Es mag sein, dass sich die andere Partei falsch verhalten hat oder Dinge anders einschätzt als man selber. Die Verantwortung für den gemeinsamen Konflikt auf sie abzuwälzen ist einfach, aber wenig hilfreich. Immer sind zwei Seiten an einem Streit beteiligt. Wir müssen realisieren, dass ein Konflikt auch immer etwas mit uns selbst zu tun hat. Dann kann man für sich und sein Verhalten Verantwortung übernehmen und nimmt dem anderen die Last der alleinigen Verantwortung.
Oft reicht dies schon, um mit der Gegenseite wieder ins Gespräch zu kommen und kleinere Konflikte bereits in ihren Anfängen aufzulösen.
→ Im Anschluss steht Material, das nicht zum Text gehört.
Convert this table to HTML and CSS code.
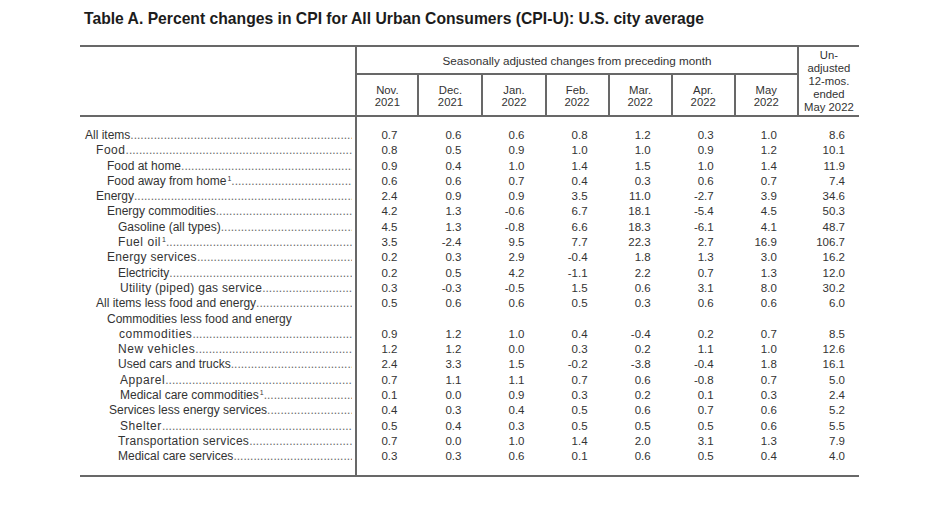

Gelingt dies nicht (mehr), benötigt man professionelle Unterstützung. Statt eines gerichtlichen Verfahrens ist hier der Mediator/ die Mediatorin gefragt.
Mediator ist keine geschützte Berufsbezeichnung. Das ruft natürlich auch schwarze Schafe auf den Plan. Umso wichtiger ist für es alle, die sich ernsthaft als MediatorIn betätigen wollen, eine qualifizierte Ausbildung, wie sie der BundMediation entwickelt hat, zu machen. Hier lernen Mediatoren für Kontrahenten ein strukturiertes Verfahren zur Konfliktlösung aufzustellen. In einem geschützten Rahmen können diese ihren Konflikt eigenverantwortlich und zukunftsorientiert lösen, d. h. man kann auch in Zukunft wieder miteinander umgehen. Das hat mich fasziniert. Aus diesem Grunde habe ich die Ausbildung zur Mediatorin gemacht und zusätzlich die Anerkennung vom Bund Mediation® erworben.
Ganz besonders wichtig ist im Mediationsverfahren, dass jeder Seite Zeit und Raum gegeben wird, den Konflikt aus ihrer Sicht darzustellen. Nach erfolgreicher Mediation haben mir die ehemaligen Kontrahenten immer wieder bestätigt, wie wichtig und hilfreich dies war. Ganz besonders in familiären Konflikten wurde betont, dass man sich vorher nicht mehr wirklich zugehört habe. Daher bringt die Mediation nicht nur für die Konfliktparteien, sondern auch für mich ein wirklich befriedigendes Ergebnis. In diesem Prozess bin ich allparteilich, also jeder Seite gleichermaßen zugewandt ohne einer Partei den Vorzug zu geben.
Auf diese Weise mit meiner Tätigkeit einen Beitrag zu konstruktiver Konfliktlösung und mehr friedlichen Miteinander leisten zu können, empfinde ich als wesentlich befriedigender als die gerichtliche Auseinandersetzung und macht Freude.